И все же мать Джоны гордилась тем, как он говорил, поскольку речь сына отражала его точный ум, острое внимание к деталям, что было свойственно и ей самой: она тоже всегда замечала, если мельчайшая деталь в доме оказывалась не там, где обычно, и считала необходимым вернуть ее {5} на место. Она поняла, что язык Джоны отражает его сильное стремление к упорядочиванию, что мало чем отличалось и от увлечений ее мужа: тот часами просматривал книги с фотографиями разных видов птиц или различных марок автомобилей. Она знала, что гены, унаследованные от одного или от другого родителя, могут дать ребенку голубой или карий цвет глаз, но могут ли гены быть причиной склонности ребенка к точности и классификации?
Она помнила слова врача: Джона не хуже других детей, он просто не такой, как все. Она видела, что другие трехлетние дети ведут себя не так, как он. Например, Джона в восторге сидел перед телевизором и смотрел прогноз погоды, чтобы узнать, как изменились графики и цифры с момента последнего сообщения. А когда он в трехлетнем возрасте в течение нескольких дней лежал в больнице, она заметила, что он читал названия всяческих лекарств, которые медсестра провозила мимо него на каталке. Когда она упомянула об этом педиатру, тот назвал это гиперлексией, в противоположность дислексии. Читать Джона научился еще до того, как пошел в школу. Как это произошло? Все подруги матери были вынуждены часами сидеть со своими детьми, усердно пытаясь научить их чтению, а Джона чувствовал себя в этом как рыба в воде.
Одна из ее подруг замечала, что, когда бы она ни зашла к ним в дом, Джона неизменно страстно «экспериментировал». Например, мог часами нажимать клавишу на выключателе, находившемся наверху лестницы, переводя ее в положение вниз, оставляя все остальные в положении вверх, словно хотел убедиться в том, что выключатель наверху лестницы отвечает за свет в коридоре нижнего этажа. Он делал это снова и снова, будто повторяя эксперимент, приходя в восторг при включении света, хлопая в ладоши и повизгивая. Когда подруга хмурилась, как бы спрашивая, что с ним не так, мать Джоны вступалась за сына и твердо заявляла: «Просто Джона не такой, как все».
К четырем годам интерес Джоны сместился на его огромную коллекцию игрушечных машинок. Он крутил одно колесо какой-нибудь машинки вновь и вновь, по всей видимости получая большое удовольствие, когда убеждался, что каждый раз оно вращается одним и тем же образом. Он расставлял свои машинки в строгом порядке в соответствии с их цветом и размером и закатывал истерику, если кто-то хоть немного менял их порядок.
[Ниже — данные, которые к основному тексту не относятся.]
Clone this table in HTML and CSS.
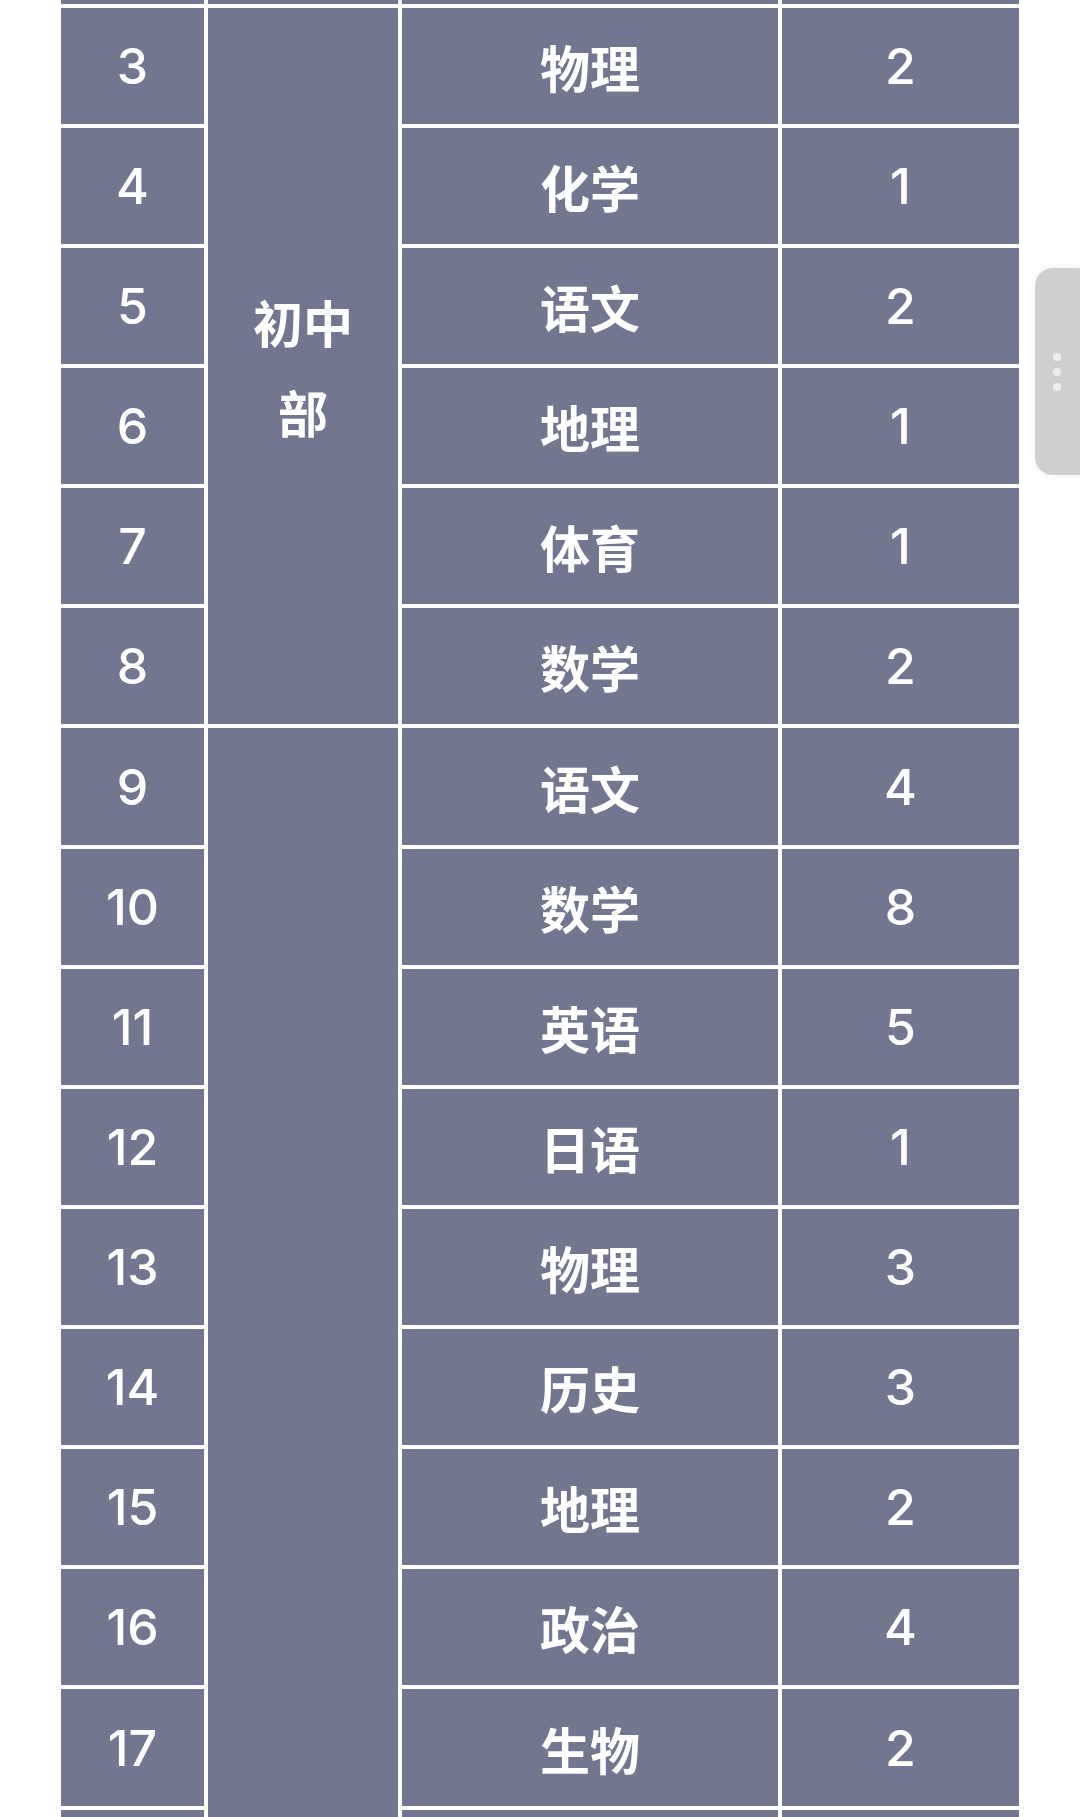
FILE: index.html
```html
<!DOCTYPE html>
<html lang="zh-CN">
<head>
<meta charset="utf-8">
<title>课程表</title>
<link rel="stylesheet" href="styles.css">
</head>
<body>
<div class="page">
  <div class="table">
    <div class="cell num"></div>
    <div class="cell grp"></div>
    <div class="cell sub"></div>
    <div class="cell cnt"></div>

    <div class="cell num">3</div>
    <div class="cell grp span6"><span class="grp-text">初中部</span></div>
    <div class="cell sub">物理</div>
    <div class="cell cnt">2</div>

    <div class="cell num">4</div>
    <div class="cell sub">化学</div>
    <div class="cell cnt">1</div>

    <div class="cell num">5</div>
    <div class="cell sub">语文</div>
    <div class="cell cnt">2</div>

    <div class="cell num">6</div>
    <div class="cell sub">地理</div>
    <div class="cell cnt">1</div>

    <div class="cell num">7</div>
    <div class="cell sub">体育</div>
    <div class="cell cnt">1</div>

    <div class="cell num">8</div>
    <div class="cell sub">数学</div>
    <div class="cell cnt">2</div>

    <div class="cell num">9</div>
    <div class="cell grp span10"></div>
    <div class="cell sub">语文</div>
    <div class="cell cnt">4</div>

    <div class="cell num">10</div>
    <div class="cell sub">数学</div>
    <div class="cell cnt">8</div>

    <div class="cell num">11</div>
    <div class="cell sub">英语</div>
    <div class="cell cnt">5</div>

    <div class="cell num">12</div>
    <div class="cell sub">日语</div>
    <div class="cell cnt">1</div>

    <div class="cell num">13</div>
    <div class="cell sub">物理</div>
    <div class="cell cnt">3</div>

    <div class="cell num">14</div>
    <div class="cell sub">历史</div>
    <div class="cell cnt">3</div>

    <div class="cell num">15</div>
    <div class="cell sub">地理</div>
    <div class="cell cnt">2</div>

    <div class="cell num">16</div>
    <div class="cell sub">政治</div>
    <div class="cell cnt">4</div>

    <div class="cell num">17</div>
    <div class="cell sub">生物</div>
    <div class="cell cnt">2</div>

    <div class="cell num"></div>
    <div class="cell sub"></div>
    <div class="cell cnt"></div>
  </div>
</div>
<div class="side-handle">
  <span class="dot"></span>
  <span class="dot"></span>
  <span class="dot"></span>
</div>
</body>
</html>
```

FILE: styles.css
```css
html, body {
  margin: 0;
  padding: 0;
  background: #ffffff;
  overflow: hidden;
  height: 1817px;
}

.page {
  padding-left: 61px;
}

.table {
  display: grid;
  grid-template-columns: 143px 190px 376px 237px;
  grid-auto-rows: 116.13px;
  column-gap: 4px;
  row-gap: 4px;
  margin-top: -112.4px;
  width: 962px;
}

.cell {
  background: #72778f;
  color: #ffffff;
  display: flex;
  align-items: center;
  justify-content: center;
  box-sizing: border-box;
}

.num, .cnt {
  font-family: "Inter", "Liberation Sans", sans-serif;
  font-weight: 500;
  font-size: 50px;
}

.sub {
  font-family: "Noto Sans CJK SC", sans-serif;
  font-weight: 700;
  font-size: 50px;
}

.grp {
  font-family: "Noto Sans CJK SC", sans-serif;
  font-weight: 700;
  font-size: 50px;
  line-height: 90px;
  padding: 0 30px;
  text-align: center;
}

.span6 {
  grid-row: span 6;
}

.span10 {
  grid-row: span 10;
}

.side-handle {
  position: fixed;
  left: 1035px;
  top: 268px;
  width: 60px;
  height: 207px;
  border-radius: 18px;
  background: #cfcfcf;
  box-shadow: 0 0 8px rgba(0, 0, 0, 0.06);
  display: flex;
  flex-direction: column;
  justify-content: center;
  align-items: flex-start;
  gap: 7px;
  padding-left: 18px;
  box-sizing: border-box;
}

.dot {
  width: 8px;
  height: 8px;
  border-radius: 50%;
  background: #ececec;
}
```
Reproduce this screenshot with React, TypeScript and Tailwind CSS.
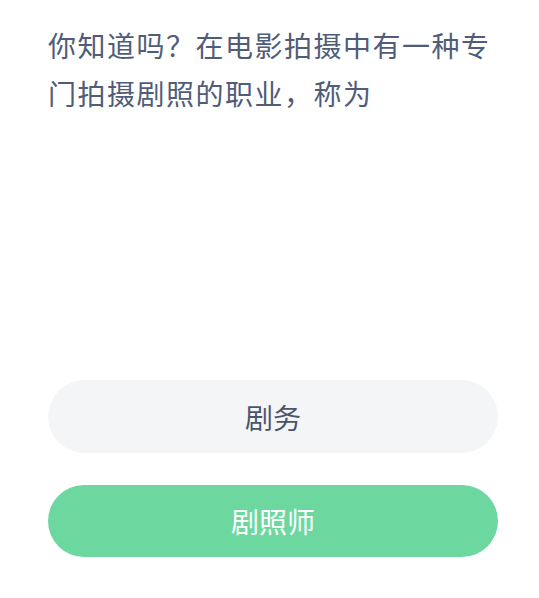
export default function App() {
  const font = { fontFamily: '"Noto Sans CJK SC", "Noto Sans", sans-serif' }
  return (
    <div className="w-[539px] h-[598px] bg-white pt-[21px] pl-[48px] pr-[41px]" style={font}>
      <p className="text-[28px] leading-[48px] tracking-[1.5px] text-[#505c78]">
        你知道吗？在电影拍摄中有一种专门拍摄剧照的职业，称为
      </p>
      <div className="h-[263px]" />
      <div className="flex flex-col gap-[32px]">
        <button className="h-[73px] w-full rounded-full bg-[#f4f5f7] text-[28px] text-[#4a556c]">
          剧务
        </button>
        <button className="h-[72px] w-full rounded-full bg-[#6dd7a0] text-[28px] text-white">
          剧照师
        </button>
      </div>
    </div>
  )
}
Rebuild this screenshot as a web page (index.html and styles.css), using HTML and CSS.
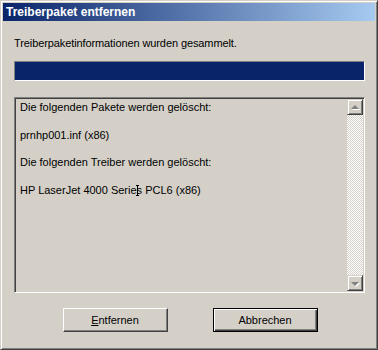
FILE: index.html
```html
<!DOCTYPE html>
<html lang="de">
<head>
<meta charset="utf-8">
<title>Treiberpaket entfernen</title>
<link rel="stylesheet" href="styles.css">
</head>
<body>
<div class="window">
  <div class="titlebar">Treiberpaket entfernen</div>
  <div class="content">
    <div class="status">Treiberpaketinformationen wurden gesammelt.</div>
    <div class="progress"><div class="fill"></div></div>
    <div class="listbox">
      <div class="items">
        <div class="item">Die folgenden Pakete werden gelöscht:</div>
        <div class="item">prnhp001.inf (x86)</div>
        <div class="item">Die folgenden Treiber werden gelöscht:</div>
        <div class="item">HP LaserJet 4000 Serie<span class="ibeam"></span>s PCL6 (x86)</div>
      </div>
      <div class="scrollbar">
        <div class="sbtn up"><span class="arrow-up"></span></div>
        <div class="track"></div>
        <div class="sbtn down"><span class="arrow-down"></span></div>
      </div>
    </div>
    <div class="buttons">
      <button class="btn"><u>E</u>ntfernen</button>
      <button class="btn default">Abbrechen</button>
    </div>
  </div>
</div>
</body>
</html>
```
FILE: styles.css
```css
* { box-sizing: border-box; }
html, body { margin: 0; padding: 0; background: #d4d0c8; }
body {
  font-family: "Liberation Sans", Arial, sans-serif;
  font-size: 11px;
  color: #000;
}
.window {
  width: 378px;
  height: 350px;
  background: #d4d0c8;
  border: 1px solid;
  border-color: #d4d0c8 #404040 #404040 #d4d0c8;
  box-shadow: inset 1px 1px #fff, inset -1px -1px #808080;
  padding: 2px;
  display: flex;
  flex-direction: column;
}
.titlebar {
  height: 18px;
  line-height: 18px;
  padding-left: 3px;
  color: #fff;
  font-weight: bold;
  font-size: 12px;
  background: linear-gradient(to right, #0a246a, #a6caf0);
}
.content {
  display: flex;
  flex-direction: column;
  padding: 16px 10px 0 11px;
}
.status {
  line-height: 13px;
  height: 13px;
  letter-spacing: -0.1px;
}
.progress {
  margin-top: 11px;
  width: 351px;
  height: 20px;
  border: 1px solid;
  border-color: #808080 #fff #fff #808080;
}
.progress .fill {
  height: 100%;
  background: #0a246a;
}
.listbox {
  margin-top: 16px;
  width: 351px;
  height: 196px;
  border: 1px solid;
  border-color: #808080 #fff #fff #808080;
  box-shadow: inset 1px 1px #404040, inset -1px -1px #d4d0c8;
  padding: 1px;
  display: flex;
}
.items {
  flex: 1;
  padding: 2px 0 0 4px;
  display: flex;
  flex-direction: column;
  gap: 14.7px;
}
.item {
  line-height: 13px;
  height: 13px;
  white-space: nowrap;
}
.ibeam {
  display: inline-block;
  vertical-align: top;
  margin: 1px -2px 0 -1px;
  width: 3px;
  height: 11px;
  border-top: 1px solid #000;
  border-bottom: 1px solid #000;
  background: linear-gradient(#000, #000) center / 1px 100% no-repeat;
}
.scrollbar {
  width: 16px;
  display: flex;
  flex-direction: column;
}
.track {
  flex: 1;
  background: repeating-conic-gradient(#fff 0 25%, #d4d0c8 0 50%) 0 0 / 2px 2px;
}
.sbtn {
  width: 16px;
  height: 16px;
  background: #d4d0c8;
  border: 1px solid;
  border-color: #d4d0c8 #404040 #404040 #d4d0c8;
  box-shadow: inset 1px 1px #fff, inset -1px -1px #808080;
  display: flex;
  align-items: center;
  justify-content: center;
}
.arrow-up, .arrow-down {
  width: 0;
  height: 0;
  border-left: 4px solid transparent;
  border-right: 4px solid transparent;
  filter: drop-shadow(1px 1px 0 #fff);
}
.arrow-up { border-bottom: 4px solid #808080; margin-top: -1px; }
.arrow-down { border-top: 4px solid #808080; margin-top: 1px; }
.buttons {
  margin-top: 15px;
  display: flex;
  justify-content: center;
  gap: 45px;
  padding-left: 1px;
}
.btn {
  width: 105px;
  height: 24px;
  font-family: "Liberation Sans", Arial, sans-serif;
  font-size: 11px;
  color: #000;
  background: #d4d0c8;
  border: 1px solid;
  border-color: #fff #404040 #404040 #fff;
  box-shadow: inset -1px -1px #808080;
  padding: 0;
  margin: 0;
}
.btn.default {
  border: 1px solid #000;
  box-shadow: inset 1px 1px #fff, inset -1px -1px #404040, inset -2px -2px #808080;
}
```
Другим любимым занятием Джоны было сидеть перед стиральной машиной, прислушиваясь к щелчкам или жужжанию, которые она издавала на каждом этапе цикла. Когда он доходил до определенного ожидаемого им момента в последовательности, он в возбуждении махал руками. Мать не обращала внимания на это странное поведение, считая его безвредным, а Джоне, по всей видимости, это доставляло радость.